**What you have to do:**
Select all lines with the string "this" in them, and copy those lines.

# Start of Entries shown

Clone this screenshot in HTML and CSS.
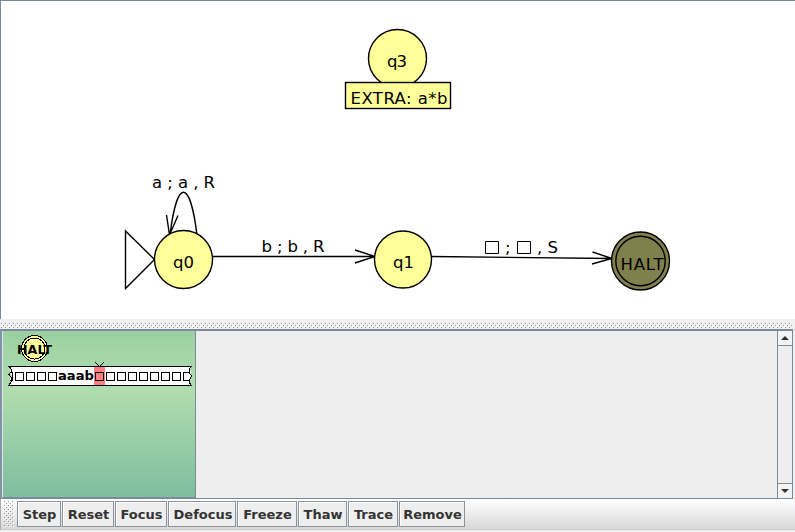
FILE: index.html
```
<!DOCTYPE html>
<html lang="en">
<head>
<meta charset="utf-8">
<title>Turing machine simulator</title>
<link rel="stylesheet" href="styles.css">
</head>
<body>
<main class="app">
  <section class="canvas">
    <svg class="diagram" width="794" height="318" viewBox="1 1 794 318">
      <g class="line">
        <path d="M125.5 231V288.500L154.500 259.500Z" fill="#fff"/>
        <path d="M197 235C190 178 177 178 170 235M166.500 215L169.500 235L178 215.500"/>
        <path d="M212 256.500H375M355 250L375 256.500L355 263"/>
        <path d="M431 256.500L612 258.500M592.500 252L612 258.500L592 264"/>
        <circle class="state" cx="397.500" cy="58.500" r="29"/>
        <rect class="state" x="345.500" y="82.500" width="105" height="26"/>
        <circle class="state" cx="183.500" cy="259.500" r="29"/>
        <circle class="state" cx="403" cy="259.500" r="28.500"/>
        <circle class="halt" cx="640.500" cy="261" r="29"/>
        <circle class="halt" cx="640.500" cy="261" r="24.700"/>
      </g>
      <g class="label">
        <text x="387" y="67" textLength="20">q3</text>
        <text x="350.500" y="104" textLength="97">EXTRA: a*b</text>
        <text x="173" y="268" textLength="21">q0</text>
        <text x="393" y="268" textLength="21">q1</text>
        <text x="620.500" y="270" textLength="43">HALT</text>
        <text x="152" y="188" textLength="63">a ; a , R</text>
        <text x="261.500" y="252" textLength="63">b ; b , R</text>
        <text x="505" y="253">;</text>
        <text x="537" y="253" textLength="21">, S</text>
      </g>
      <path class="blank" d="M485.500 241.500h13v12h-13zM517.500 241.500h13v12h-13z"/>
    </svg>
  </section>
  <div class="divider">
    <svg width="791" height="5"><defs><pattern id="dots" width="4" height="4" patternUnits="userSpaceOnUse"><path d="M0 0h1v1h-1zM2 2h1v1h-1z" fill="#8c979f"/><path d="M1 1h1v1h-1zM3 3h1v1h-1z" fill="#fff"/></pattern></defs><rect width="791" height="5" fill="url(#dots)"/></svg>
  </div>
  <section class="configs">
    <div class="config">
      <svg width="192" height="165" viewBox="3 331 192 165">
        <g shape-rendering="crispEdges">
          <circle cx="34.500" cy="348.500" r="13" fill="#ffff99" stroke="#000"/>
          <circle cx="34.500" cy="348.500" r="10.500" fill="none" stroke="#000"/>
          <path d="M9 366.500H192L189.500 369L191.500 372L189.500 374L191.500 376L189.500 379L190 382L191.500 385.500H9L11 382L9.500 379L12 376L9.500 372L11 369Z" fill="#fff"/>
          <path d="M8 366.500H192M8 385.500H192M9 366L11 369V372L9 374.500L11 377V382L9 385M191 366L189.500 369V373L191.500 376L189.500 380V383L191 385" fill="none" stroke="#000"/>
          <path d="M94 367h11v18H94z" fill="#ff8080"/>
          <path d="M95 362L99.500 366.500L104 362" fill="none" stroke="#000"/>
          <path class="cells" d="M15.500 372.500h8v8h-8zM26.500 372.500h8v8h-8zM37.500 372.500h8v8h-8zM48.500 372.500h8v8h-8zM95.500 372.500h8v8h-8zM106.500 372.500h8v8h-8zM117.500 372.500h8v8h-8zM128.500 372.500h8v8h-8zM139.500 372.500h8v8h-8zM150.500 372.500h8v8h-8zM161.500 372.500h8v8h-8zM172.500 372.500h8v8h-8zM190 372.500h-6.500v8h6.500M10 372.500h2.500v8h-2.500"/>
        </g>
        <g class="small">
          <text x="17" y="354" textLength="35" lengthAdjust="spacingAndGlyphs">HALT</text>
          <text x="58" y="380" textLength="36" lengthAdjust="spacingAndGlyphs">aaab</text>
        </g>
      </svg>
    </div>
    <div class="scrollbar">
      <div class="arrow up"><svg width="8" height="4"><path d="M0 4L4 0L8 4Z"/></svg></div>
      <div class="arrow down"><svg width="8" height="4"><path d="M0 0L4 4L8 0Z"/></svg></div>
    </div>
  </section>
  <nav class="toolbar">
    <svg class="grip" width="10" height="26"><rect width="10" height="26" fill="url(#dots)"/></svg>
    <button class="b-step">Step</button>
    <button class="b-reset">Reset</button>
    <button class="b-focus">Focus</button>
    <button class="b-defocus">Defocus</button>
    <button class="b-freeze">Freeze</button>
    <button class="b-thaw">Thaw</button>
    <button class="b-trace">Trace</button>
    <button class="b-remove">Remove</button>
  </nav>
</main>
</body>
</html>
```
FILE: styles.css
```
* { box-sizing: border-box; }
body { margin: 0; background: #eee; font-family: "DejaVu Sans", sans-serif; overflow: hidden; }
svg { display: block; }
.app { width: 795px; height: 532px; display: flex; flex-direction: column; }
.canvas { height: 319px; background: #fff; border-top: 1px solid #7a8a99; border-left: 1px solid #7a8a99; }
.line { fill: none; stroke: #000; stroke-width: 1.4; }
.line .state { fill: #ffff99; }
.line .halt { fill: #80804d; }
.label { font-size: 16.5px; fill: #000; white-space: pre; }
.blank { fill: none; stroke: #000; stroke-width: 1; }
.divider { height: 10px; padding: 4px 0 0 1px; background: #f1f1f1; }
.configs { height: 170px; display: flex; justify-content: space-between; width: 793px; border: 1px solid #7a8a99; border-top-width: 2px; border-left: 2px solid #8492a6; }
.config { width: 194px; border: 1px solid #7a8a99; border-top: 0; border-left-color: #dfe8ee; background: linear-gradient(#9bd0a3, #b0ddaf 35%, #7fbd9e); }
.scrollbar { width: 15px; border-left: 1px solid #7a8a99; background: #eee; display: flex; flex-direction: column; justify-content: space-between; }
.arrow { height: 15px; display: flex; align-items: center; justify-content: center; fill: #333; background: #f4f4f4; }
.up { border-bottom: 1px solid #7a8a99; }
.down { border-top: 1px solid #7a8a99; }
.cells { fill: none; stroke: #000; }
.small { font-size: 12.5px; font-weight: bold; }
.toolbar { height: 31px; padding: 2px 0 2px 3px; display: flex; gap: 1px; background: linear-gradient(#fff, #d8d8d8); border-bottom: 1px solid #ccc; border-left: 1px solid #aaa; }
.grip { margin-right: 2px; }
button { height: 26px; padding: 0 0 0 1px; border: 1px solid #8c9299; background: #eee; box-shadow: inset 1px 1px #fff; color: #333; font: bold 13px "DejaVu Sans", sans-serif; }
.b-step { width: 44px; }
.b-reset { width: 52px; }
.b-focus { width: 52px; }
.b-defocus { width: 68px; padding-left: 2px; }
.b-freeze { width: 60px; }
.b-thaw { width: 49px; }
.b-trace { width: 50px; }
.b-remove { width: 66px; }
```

# End of Entries shown
# Start of Entries shown

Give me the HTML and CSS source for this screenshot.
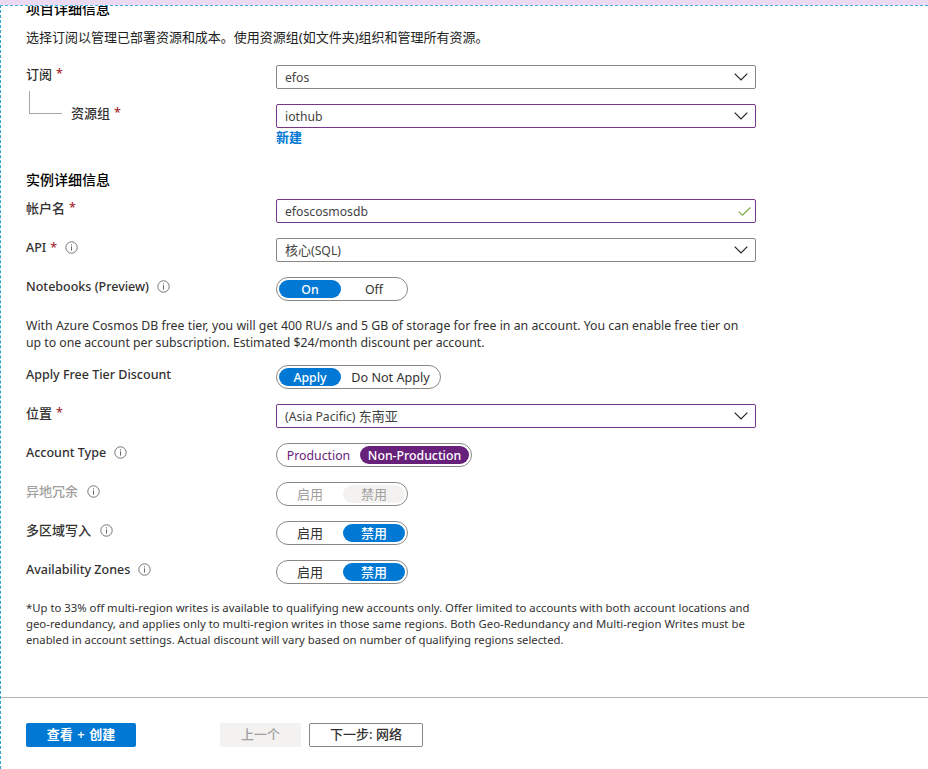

# End of Entries shown

**Output of the exercise:**
Clone this screenshot in HTML and CSS.
Give me the HTML and CSS source for this screenshot.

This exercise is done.